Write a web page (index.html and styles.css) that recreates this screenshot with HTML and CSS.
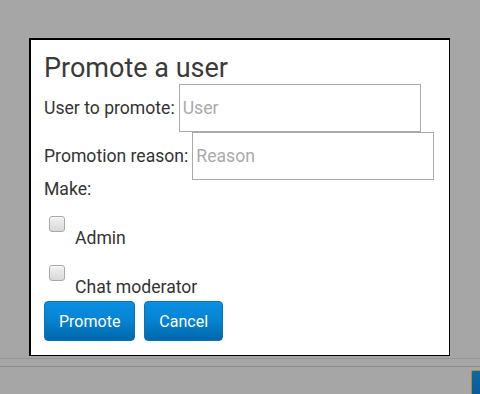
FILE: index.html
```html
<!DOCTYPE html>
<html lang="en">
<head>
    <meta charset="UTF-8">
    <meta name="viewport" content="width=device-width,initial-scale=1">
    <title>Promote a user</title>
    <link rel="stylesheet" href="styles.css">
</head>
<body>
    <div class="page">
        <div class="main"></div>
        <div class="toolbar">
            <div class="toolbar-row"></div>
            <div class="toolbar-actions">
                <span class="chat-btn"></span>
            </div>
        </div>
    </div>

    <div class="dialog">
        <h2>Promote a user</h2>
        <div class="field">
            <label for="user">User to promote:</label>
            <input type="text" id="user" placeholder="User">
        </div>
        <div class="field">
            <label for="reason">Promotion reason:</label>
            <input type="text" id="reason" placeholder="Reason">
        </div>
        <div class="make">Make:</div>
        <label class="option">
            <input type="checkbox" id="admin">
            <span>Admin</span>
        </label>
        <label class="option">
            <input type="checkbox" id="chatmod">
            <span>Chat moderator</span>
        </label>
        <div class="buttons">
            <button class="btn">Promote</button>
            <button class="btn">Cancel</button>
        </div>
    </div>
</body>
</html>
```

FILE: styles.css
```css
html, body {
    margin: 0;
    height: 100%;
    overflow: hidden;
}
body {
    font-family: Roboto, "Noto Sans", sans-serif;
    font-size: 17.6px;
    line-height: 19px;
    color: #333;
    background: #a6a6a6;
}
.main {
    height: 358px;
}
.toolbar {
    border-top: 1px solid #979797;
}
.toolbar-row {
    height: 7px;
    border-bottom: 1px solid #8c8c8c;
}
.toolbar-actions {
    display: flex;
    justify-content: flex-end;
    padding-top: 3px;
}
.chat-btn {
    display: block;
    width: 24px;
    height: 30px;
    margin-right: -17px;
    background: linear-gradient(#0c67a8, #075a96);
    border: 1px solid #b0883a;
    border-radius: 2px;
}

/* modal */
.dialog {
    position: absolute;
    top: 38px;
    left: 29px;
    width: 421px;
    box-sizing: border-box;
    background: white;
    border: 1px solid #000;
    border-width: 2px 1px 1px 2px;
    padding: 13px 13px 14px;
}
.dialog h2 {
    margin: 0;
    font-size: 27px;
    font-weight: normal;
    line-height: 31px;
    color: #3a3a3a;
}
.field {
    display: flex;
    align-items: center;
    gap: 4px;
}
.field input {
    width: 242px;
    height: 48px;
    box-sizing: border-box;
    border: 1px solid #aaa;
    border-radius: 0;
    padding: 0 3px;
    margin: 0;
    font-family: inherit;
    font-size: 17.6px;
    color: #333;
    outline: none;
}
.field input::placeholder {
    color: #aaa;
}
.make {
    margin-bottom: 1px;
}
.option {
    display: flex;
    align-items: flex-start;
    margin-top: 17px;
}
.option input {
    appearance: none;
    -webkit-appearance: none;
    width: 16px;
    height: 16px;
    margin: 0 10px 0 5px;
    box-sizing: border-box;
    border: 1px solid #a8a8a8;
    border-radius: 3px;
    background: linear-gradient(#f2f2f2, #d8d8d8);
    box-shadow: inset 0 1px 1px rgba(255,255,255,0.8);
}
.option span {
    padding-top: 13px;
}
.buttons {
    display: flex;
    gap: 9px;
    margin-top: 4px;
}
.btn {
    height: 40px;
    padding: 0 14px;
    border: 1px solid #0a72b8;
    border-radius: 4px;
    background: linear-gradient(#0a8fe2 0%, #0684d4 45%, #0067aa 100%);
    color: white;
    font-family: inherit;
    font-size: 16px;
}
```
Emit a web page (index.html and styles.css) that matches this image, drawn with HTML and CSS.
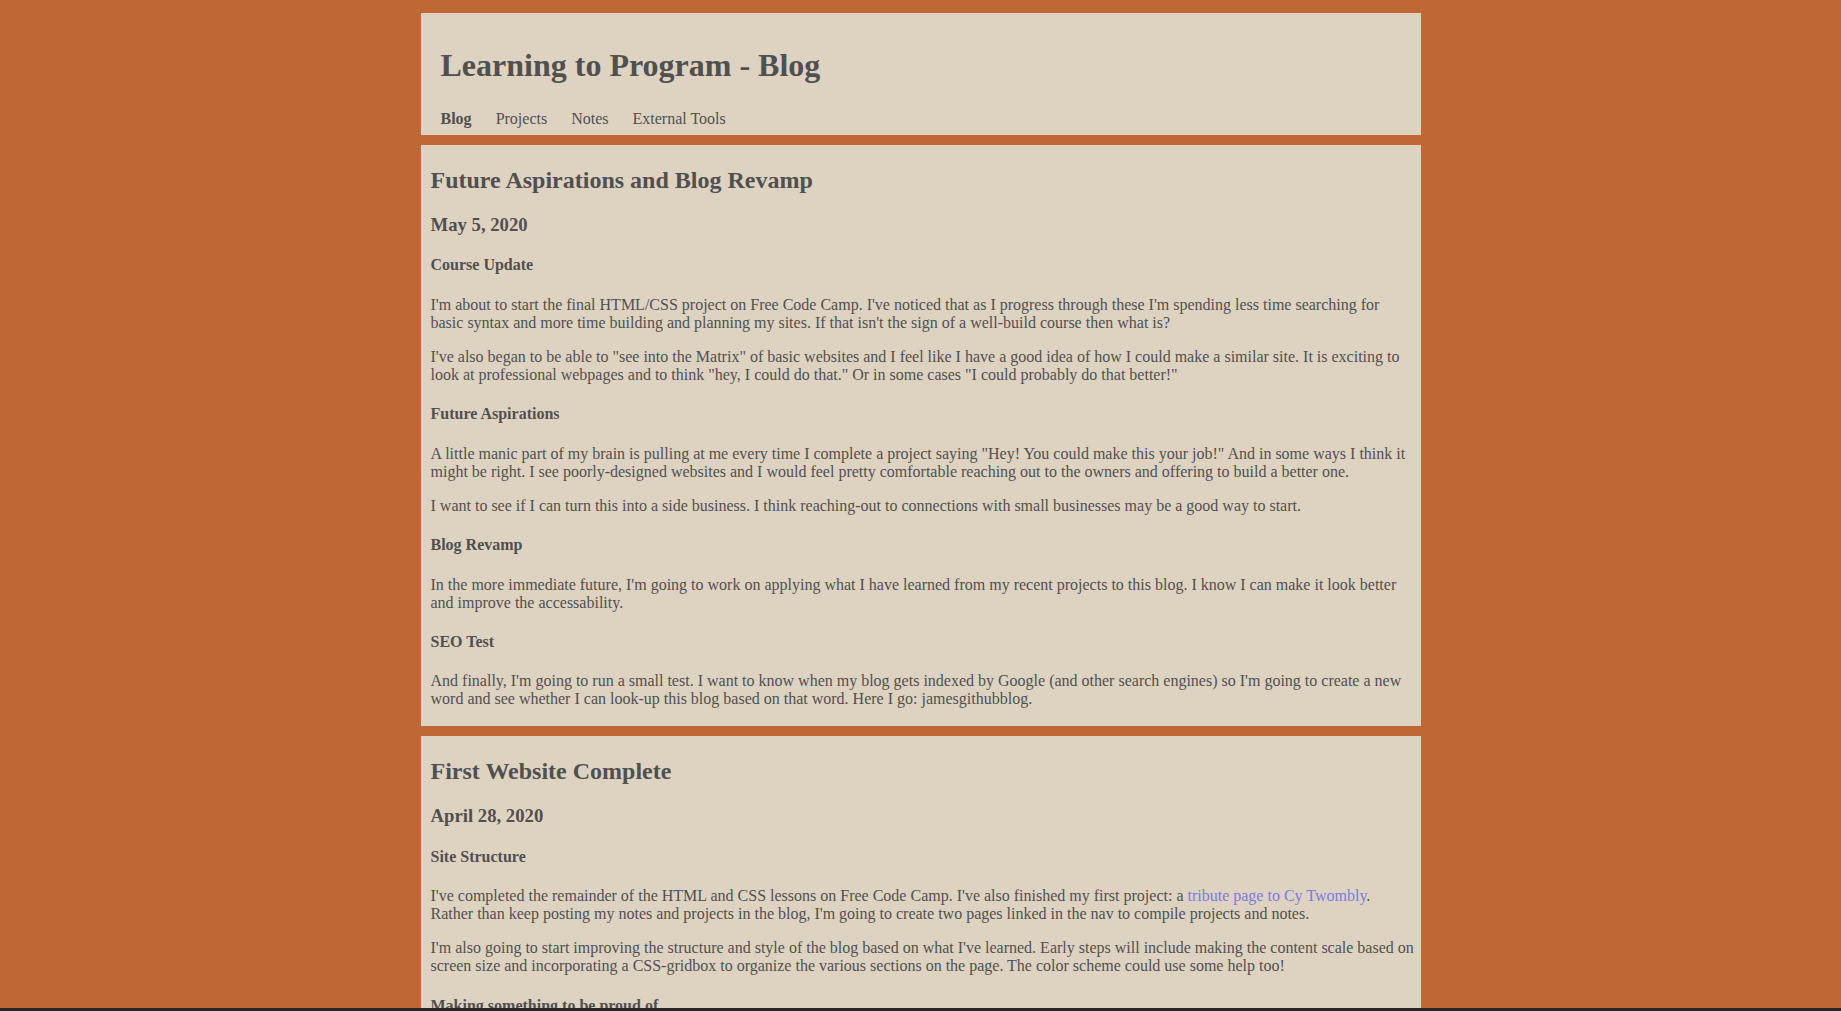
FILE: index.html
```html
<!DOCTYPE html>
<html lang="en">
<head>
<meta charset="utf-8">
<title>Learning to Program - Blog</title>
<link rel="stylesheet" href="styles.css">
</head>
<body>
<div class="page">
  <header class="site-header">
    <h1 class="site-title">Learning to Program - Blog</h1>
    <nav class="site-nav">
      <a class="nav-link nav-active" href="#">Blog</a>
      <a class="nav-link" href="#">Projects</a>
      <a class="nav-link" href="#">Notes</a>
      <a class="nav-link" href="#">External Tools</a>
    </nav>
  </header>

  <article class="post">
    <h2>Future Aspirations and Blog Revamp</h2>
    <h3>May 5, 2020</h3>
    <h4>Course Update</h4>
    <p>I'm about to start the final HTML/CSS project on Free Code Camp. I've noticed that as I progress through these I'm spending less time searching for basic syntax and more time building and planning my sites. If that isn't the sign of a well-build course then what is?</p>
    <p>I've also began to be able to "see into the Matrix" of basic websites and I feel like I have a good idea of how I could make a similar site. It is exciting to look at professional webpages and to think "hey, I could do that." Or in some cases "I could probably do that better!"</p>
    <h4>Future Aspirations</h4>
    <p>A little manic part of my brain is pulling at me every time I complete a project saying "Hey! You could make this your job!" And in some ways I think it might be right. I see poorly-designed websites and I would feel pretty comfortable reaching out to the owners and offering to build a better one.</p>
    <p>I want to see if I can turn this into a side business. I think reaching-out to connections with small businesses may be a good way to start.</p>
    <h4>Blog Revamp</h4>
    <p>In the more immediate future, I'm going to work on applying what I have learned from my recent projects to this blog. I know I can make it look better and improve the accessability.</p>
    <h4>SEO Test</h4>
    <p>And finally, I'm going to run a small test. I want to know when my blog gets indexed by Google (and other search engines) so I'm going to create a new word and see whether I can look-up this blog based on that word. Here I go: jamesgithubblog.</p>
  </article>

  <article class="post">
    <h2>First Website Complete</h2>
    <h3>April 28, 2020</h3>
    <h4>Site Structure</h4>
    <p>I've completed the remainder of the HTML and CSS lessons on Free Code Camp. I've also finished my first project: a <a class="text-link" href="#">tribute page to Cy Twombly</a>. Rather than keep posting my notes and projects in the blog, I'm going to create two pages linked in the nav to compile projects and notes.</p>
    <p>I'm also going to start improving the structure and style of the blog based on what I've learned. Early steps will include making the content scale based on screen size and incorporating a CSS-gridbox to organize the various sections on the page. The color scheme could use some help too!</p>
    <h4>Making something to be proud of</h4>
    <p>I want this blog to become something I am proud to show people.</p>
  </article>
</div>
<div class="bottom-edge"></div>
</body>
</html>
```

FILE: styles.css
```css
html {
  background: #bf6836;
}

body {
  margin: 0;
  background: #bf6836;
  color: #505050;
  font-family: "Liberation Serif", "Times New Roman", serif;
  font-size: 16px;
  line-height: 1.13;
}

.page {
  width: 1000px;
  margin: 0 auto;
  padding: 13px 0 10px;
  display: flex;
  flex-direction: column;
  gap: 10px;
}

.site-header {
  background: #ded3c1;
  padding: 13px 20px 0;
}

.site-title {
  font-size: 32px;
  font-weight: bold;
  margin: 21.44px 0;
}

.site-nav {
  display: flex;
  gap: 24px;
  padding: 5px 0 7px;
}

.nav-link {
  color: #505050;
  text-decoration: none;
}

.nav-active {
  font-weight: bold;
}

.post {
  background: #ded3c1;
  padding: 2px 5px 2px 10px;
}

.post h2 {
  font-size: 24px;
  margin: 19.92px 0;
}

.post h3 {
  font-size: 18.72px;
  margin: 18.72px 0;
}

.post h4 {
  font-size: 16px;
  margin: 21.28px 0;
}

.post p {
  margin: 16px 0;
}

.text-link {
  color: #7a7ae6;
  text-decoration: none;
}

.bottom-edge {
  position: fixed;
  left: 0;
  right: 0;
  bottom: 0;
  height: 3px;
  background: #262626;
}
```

◆ STATED PROBLEM: Leave out the pictures and retype every line above exactly.

◆ EXERCISE SOLUTION:
Write a web page (index.html and styles.css) that recreates this screenshot with HTML and CSS.
FILE: index.html
```html
<!DOCTYPE html>
<html lang="en">
<head>
    <meta charset="UTF-8">
    <meta name="viewport" content="width=device-width,initial-scale=1">
    <title>Promote a user</title>
    <link rel="stylesheet" href="styles.css">
</head>
<body>
    <div class="page">
        <div class="main"></div>
        <div class="toolbar">
            <div class="toolbar-row"></div>
            <div class="toolbar-actions">
                <span class="chat-btn"></span>
            </div>
        </div>
    </div>

    <div class="dialog">
        <h2>Promote a user</h2>
        <div class="field">
            <label for="user">User to promote:</label>
            <input type="text" id="user" placeholder="User">
        </div>
        <div class="field">
            <label for="reason">Promotion reason:</label>
            <input type="text" id="reason" placeholder="Reason">
        </div>
        <div class="make">Make:</div>
        <label class="option">
            <input type="checkbox" id="admin">
            <span>Admin</span>
        </label>
        <label class="option">
            <input type="checkbox" id="chatmod">
            <span>Chat moderator</span>
        </label>
        <div class="buttons">
            <button class="btn">Promote</button>
            <button class="btn">Cancel</button>
        </div>
    </div>
</body>
</html>
```

FILE: styles.css
```css
html, body {
    margin: 0;
    height: 100%;
    overflow: hidden;
}
body {
    font-family: Roboto, "Noto Sans", sans-serif;
    font-size: 17.6px;
    line-height: 19px;
    color: #333;
    background: #a6a6a6;
}
.main {
    height: 358px;
}
.toolbar {
    border-top: 1px solid #979797;
}
.toolbar-row {
    height: 7px;
    border-bottom: 1px solid #8c8c8c;
}
.toolbar-actions {
    display: flex;
    justify-content: flex-end;
    padding-top: 3px;
}
.chat-btn {
    display: block;
    width: 24px;
    height: 30px;
    margin-right: -17px;
    background: linear-gradient(#0c67a8, #075a96);
    border: 1px solid #b0883a;
    border-radius: 2px;
}

/* modal */
.dialog {
    position: absolute;
    top: 38px;
    left: 29px;
    width: 421px;
    box-sizing: border-box;
    background: white;
    border: 1px solid #000;
    border-width: 2px 1px 1px 2px;
    padding: 13px 13px 14px;
}
.dialog h2 {
    margin: 0;
    font-size: 27px;
    font-weight: normal;
    line-height: 31px;
    color: #3a3a3a;
}
.field {
    display: flex;
    align-items: center;
    gap: 4px;
}
.field input {
    width: 242px;
    height: 48px;
    box-sizing: border-box;
    border: 1px solid #aaa;
    border-radius: 0;
    padding: 0 3px;
    margin: 0;
    font-family: inherit;
    font-size: 17.6px;
    color: #333;
    outline: none;
}
.field input::placeholder {
    color: #aaa;
}
.make {
    margin-bottom: 1px;
}
.option {
    display: flex;
    align-items: flex-start;
    margin-top: 17px;
}
.option input {
    appearance: none;
    -webkit-appearance: none;
    width: 16px;
    height: 16px;
    margin: 0 10px 0 5px;
    box-sizing: border-box;
    border: 1px solid #a8a8a8;
    border-radius: 3px;
    background: linear-gradient(#f2f2f2, #d8d8d8);
    box-shadow: inset 0 1px 1px rgba(255,255,255,0.8);
}
.option span {
    padding-top: 13px;
}
.buttons {
    display: flex;
    gap: 9px;
    margin-top: 4px;
}
.btn {
    height: 40px;
    padding: 0 14px;
    border: 1px solid #0a72b8;
    border-radius: 4px;
    background: linear-gradient(#0a8fe2 0%, #0684d4 45%, #0067aa 100%);
    color: white;
    font-family: inherit;
    font-size: 16px;
}
```
Emit a web page (index.html and styles.css) that matches this image, drawn with HTML and CSS.
FILE: index.html
```html
<!DOCTYPE html>
<html lang="en">
<head>
<meta charset="utf-8">
<title>Learning to Program - Blog</title>
<link rel="stylesheet" href="styles.css">
</head>
<body>
<div class="page">
  <header class="site-header">
    <h1 class="site-title">Learning to Program - Blog</h1>
    <nav class="site-nav">
      <a class="nav-link nav-active" href="#">Blog</a>
      <a class="nav-link" href="#">Projects</a>
      <a class="nav-link" href="#">Notes</a>
      <a class="nav-link" href="#">External Tools</a>
    </nav>
  </header>

  <article class="post">
    <h2>Future Aspirations and Blog Revamp</h2>
    <h3>May 5, 2020</h3>
    <h4>Course Update</h4>
    <p>I'm about to start the final HTML/CSS project on Free Code Camp. I've noticed that as I progress through these I'm spending less time searching for basic syntax and more time building and planning my sites. If that isn't the sign of a well-build course then what is?</p>
    <p>I've also began to be able to "see into the Matrix" of basic websites and I feel like I have a good idea of how I could make a similar site. It is exciting to look at professional webpages and to think "hey, I could do that." Or in some cases "I could probably do that better!"</p>
    <h4>Future Aspirations</h4>
    <p>A little manic part of my brain is pulling at me every time I complete a project saying "Hey! You could make this your job!" And in some ways I think it might be right. I see poorly-designed websites and I would feel pretty comfortable reaching out to the owners and offering to build a better one.</p>
    <p>I want to see if I can turn this into a side business. I think reaching-out to connections with small businesses may be a good way to start.</p>
    <h4>Blog Revamp</h4>
    <p>In the more immediate future, I'm going to work on applying what I have learned from my recent projects to this blog. I know I can make it look better and improve the accessability.</p>
    <h4>SEO Test</h4>
    <p>And finally, I'm going to run a small test. I want to know when my blog gets indexed by Google (and other search engines) so I'm going to create a new word and see whether I can look-up this blog based on that word. Here I go: jamesgithubblog.</p>
  </article>

  <article class="post">
    <h2>First Website Complete</h2>
    <h3>April 28, 2020</h3>
    <h4>Site Structure</h4>
    <p>I've completed the remainder of the HTML and CSS lessons on Free Code Camp. I've also finished my first project: a <a class="text-link" href="#">tribute page to Cy Twombly</a>. Rather than keep posting my notes and projects in the blog, I'm going to create two pages linked in the nav to compile projects and notes.</p>
    <p>I'm also going to start improving the structure and style of the blog based on what I've learned. Early steps will include making the content scale based on screen size and incorporating a CSS-gridbox to organize the various sections on the page. The color scheme could use some help too!</p>
    <h4>Making something to be proud of</h4>
    <p>I want this blog to become something I am proud to show people.</p>
  </article>
</div>
<div class="bottom-edge"></div>
</body>
</html>
```

FILE: styles.css
```css
html {
  background: #bf6836;
}

body {
  margin: 0;
  background: #bf6836;
  color: #505050;
  font-family: "Liberation Serif", "Times New Roman", serif;
  font-size: 16px;
  line-height: 1.13;
}

.page {
  width: 1000px;
  margin: 0 auto;
  padding: 13px 0 10px;
  display: flex;
  flex-direction: column;
  gap: 10px;
}

.site-header {
  background: #ded3c1;
  padding: 13px 20px 0;
}

.site-title {
  font-size: 32px;
  font-weight: bold;
  margin: 21.44px 0;
}

.site-nav {
  display: flex;
  gap: 24px;
  padding: 5px 0 7px;
}

.nav-link {
  color: #505050;
  text-decoration: none;
}

.nav-active {
  font-weight: bold;
}

.post {
  background: #ded3c1;
  padding: 2px 5px 2px 10px;
}

.post h2 {
  font-size: 24px;
  margin: 19.92px 0;
}

.post h3 {
  font-size: 18.72px;
  margin: 18.72px 0;
}

.post h4 {
  font-size: 16px;
  margin: 21.28px 0;
}

.post p {
  margin: 16px 0;
}

.text-link {
  color: #7a7ae6;
  text-decoration: none;
}

.bottom-edge {
  position: fixed;
  left: 0;
  right: 0;
  bottom: 0;
  height: 3px;
  background: #262626;
}
```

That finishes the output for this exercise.